*TASK DATA*.
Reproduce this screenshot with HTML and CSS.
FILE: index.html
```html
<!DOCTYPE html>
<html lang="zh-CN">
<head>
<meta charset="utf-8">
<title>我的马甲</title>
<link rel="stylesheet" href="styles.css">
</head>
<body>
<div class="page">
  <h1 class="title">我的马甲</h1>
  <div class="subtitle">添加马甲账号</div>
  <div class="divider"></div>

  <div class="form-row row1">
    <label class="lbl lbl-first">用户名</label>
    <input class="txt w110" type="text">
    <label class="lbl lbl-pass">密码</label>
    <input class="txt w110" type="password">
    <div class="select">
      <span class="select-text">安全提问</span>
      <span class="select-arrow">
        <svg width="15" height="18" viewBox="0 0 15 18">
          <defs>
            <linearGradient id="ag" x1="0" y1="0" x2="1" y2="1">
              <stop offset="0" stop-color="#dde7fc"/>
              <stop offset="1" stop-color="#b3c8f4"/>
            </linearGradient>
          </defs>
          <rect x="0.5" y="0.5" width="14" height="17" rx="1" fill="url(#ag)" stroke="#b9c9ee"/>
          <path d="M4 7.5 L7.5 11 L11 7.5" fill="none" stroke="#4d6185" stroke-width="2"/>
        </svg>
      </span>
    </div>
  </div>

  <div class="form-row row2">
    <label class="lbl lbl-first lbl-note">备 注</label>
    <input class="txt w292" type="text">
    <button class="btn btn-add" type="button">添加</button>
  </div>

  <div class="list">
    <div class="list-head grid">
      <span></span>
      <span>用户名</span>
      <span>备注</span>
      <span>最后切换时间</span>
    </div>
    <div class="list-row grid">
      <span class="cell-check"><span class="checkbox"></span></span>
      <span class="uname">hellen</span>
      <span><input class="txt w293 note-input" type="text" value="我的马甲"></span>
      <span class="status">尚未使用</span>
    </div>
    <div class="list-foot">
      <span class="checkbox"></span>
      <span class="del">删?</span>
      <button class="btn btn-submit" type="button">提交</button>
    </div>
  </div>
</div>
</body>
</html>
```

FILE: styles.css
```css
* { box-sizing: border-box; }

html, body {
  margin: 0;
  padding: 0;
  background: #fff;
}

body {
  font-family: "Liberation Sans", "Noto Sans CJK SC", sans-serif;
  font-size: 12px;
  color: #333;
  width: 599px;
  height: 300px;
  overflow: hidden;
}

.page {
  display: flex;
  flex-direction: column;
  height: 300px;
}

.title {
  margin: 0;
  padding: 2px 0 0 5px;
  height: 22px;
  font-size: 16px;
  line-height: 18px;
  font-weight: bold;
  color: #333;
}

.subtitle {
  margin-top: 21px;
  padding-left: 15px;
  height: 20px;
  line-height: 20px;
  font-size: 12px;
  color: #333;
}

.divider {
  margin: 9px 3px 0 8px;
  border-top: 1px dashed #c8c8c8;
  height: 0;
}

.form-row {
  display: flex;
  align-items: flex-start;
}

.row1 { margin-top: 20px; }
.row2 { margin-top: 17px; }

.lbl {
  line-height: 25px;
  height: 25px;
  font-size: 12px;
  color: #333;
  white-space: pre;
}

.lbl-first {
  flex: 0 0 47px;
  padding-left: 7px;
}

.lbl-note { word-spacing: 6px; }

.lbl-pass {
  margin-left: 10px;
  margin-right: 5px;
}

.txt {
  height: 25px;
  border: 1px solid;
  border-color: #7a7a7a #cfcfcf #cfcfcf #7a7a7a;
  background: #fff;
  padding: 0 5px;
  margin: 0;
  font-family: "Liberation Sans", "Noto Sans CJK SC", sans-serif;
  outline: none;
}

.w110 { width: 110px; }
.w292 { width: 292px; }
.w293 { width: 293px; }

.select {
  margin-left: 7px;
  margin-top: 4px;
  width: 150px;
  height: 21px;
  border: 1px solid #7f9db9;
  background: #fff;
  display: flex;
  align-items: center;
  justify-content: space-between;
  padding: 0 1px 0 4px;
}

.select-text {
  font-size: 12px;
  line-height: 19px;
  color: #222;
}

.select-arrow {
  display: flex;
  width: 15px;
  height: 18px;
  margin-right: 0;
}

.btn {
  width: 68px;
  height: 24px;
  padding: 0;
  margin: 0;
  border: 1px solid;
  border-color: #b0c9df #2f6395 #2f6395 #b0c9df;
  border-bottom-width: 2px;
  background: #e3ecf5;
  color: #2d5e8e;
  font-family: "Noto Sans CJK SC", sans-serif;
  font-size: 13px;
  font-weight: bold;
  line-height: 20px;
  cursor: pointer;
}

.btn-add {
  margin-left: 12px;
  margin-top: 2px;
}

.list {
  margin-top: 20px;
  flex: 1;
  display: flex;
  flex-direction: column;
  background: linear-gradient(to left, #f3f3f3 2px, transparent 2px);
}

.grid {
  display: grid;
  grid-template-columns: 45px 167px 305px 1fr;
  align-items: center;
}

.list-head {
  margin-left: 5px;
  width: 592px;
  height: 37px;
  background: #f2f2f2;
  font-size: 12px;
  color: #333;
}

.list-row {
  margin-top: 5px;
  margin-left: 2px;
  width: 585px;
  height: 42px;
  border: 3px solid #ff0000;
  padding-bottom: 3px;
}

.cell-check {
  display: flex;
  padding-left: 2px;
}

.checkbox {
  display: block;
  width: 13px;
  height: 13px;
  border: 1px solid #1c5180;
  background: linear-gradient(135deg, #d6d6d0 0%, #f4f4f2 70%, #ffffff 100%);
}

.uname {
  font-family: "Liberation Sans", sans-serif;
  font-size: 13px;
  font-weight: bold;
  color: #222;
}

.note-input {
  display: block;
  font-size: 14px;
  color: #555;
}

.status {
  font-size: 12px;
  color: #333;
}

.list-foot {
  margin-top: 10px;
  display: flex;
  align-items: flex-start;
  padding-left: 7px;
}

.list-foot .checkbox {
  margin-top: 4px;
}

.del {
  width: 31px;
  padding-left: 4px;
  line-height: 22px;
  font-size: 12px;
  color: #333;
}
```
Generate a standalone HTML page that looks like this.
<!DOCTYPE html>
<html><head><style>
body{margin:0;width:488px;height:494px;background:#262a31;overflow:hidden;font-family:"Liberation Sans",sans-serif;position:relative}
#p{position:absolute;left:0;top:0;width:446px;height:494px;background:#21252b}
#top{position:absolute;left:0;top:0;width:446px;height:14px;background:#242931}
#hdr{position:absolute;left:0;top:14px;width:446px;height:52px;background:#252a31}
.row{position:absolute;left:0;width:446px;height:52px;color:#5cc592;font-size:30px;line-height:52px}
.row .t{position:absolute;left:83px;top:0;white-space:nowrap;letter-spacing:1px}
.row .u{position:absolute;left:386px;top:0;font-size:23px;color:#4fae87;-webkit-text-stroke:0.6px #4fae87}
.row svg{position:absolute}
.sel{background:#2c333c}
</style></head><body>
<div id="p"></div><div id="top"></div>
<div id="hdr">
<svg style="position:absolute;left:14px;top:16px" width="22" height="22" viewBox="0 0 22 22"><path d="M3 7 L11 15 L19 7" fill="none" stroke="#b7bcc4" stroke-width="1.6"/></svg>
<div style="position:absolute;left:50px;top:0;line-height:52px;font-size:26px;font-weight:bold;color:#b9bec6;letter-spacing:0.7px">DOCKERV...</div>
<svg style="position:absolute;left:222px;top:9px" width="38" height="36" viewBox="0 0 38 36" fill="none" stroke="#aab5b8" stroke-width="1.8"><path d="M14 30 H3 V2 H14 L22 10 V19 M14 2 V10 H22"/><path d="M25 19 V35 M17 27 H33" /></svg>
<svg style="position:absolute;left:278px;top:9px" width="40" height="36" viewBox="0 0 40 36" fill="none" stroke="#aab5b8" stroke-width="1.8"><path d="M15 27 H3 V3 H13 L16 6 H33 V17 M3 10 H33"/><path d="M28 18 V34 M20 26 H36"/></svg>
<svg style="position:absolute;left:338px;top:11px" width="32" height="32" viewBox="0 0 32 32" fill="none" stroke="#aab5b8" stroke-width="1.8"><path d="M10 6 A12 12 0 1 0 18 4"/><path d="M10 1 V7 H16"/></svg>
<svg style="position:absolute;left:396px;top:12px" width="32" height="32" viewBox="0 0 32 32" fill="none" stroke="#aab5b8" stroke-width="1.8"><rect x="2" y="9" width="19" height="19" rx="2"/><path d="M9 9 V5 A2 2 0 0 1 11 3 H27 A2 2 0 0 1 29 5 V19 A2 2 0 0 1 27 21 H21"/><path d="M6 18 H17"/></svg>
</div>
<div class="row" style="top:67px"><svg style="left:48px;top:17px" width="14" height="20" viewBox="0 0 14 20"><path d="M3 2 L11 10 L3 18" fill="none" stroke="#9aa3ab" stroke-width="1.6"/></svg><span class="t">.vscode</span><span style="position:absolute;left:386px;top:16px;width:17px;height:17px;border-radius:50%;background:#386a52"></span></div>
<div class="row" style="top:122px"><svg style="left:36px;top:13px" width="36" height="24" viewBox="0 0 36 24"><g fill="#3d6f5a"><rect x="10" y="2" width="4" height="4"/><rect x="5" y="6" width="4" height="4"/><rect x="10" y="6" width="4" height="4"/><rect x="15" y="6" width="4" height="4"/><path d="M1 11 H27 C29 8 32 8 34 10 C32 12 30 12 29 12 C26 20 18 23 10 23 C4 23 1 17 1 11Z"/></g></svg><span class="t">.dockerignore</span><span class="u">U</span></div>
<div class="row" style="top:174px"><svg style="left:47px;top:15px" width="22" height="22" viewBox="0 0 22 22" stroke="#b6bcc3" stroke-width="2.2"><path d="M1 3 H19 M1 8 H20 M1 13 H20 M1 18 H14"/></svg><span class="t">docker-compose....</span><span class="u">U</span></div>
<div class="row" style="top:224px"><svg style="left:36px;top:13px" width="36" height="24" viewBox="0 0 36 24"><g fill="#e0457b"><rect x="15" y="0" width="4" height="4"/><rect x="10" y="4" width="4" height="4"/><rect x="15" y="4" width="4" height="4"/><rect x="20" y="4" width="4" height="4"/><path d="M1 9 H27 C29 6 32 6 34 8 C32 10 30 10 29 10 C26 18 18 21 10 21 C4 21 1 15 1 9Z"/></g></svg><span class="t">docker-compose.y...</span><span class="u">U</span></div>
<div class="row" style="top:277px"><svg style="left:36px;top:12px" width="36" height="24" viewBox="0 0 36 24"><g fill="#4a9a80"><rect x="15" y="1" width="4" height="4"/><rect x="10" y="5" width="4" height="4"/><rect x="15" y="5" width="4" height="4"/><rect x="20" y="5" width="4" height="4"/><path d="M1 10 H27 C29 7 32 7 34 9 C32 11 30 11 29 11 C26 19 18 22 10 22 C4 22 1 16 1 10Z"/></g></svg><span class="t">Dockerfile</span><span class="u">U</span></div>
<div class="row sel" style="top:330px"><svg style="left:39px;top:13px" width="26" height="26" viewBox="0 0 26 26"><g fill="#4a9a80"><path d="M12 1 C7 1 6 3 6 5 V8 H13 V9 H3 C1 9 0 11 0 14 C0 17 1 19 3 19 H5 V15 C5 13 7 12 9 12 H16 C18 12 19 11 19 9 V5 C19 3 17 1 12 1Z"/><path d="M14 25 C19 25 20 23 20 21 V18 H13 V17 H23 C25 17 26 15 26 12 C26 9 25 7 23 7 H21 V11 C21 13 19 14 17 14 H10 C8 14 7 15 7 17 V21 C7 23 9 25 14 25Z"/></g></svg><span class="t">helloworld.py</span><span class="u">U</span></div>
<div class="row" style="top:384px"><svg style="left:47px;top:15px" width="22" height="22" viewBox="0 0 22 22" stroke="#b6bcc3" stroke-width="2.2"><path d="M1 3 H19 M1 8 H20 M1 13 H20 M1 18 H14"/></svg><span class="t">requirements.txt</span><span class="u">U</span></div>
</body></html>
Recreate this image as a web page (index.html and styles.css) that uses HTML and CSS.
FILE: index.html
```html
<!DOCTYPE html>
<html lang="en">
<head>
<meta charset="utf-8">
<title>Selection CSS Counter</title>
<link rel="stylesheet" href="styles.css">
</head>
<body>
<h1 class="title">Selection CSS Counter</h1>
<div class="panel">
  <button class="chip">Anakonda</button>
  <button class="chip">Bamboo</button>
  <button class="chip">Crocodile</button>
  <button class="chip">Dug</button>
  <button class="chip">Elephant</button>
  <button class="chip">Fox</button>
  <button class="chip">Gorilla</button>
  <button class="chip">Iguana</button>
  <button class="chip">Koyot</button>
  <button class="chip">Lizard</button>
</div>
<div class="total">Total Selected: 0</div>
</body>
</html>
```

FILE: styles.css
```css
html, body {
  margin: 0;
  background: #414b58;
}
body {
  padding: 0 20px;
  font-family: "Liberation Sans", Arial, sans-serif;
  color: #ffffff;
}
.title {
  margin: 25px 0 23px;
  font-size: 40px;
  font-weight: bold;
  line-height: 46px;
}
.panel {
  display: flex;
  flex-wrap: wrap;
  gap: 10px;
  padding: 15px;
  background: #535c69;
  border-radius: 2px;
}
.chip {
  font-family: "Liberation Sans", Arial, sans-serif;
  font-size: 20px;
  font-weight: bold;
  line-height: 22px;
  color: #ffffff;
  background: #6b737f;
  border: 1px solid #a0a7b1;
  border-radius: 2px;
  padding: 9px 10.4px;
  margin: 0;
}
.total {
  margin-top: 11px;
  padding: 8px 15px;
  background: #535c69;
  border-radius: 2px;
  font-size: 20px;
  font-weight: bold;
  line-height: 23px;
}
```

*CHALLENGE*.
Copy each line in the data that holds the word "page".

*RESPONSE TO THIS TASK*.
<div class="page">
.page {
Generate a standalone HTML page that looks like this.
Recreate this image as a web page (index.html and styles.css) that uses HTML and CSS.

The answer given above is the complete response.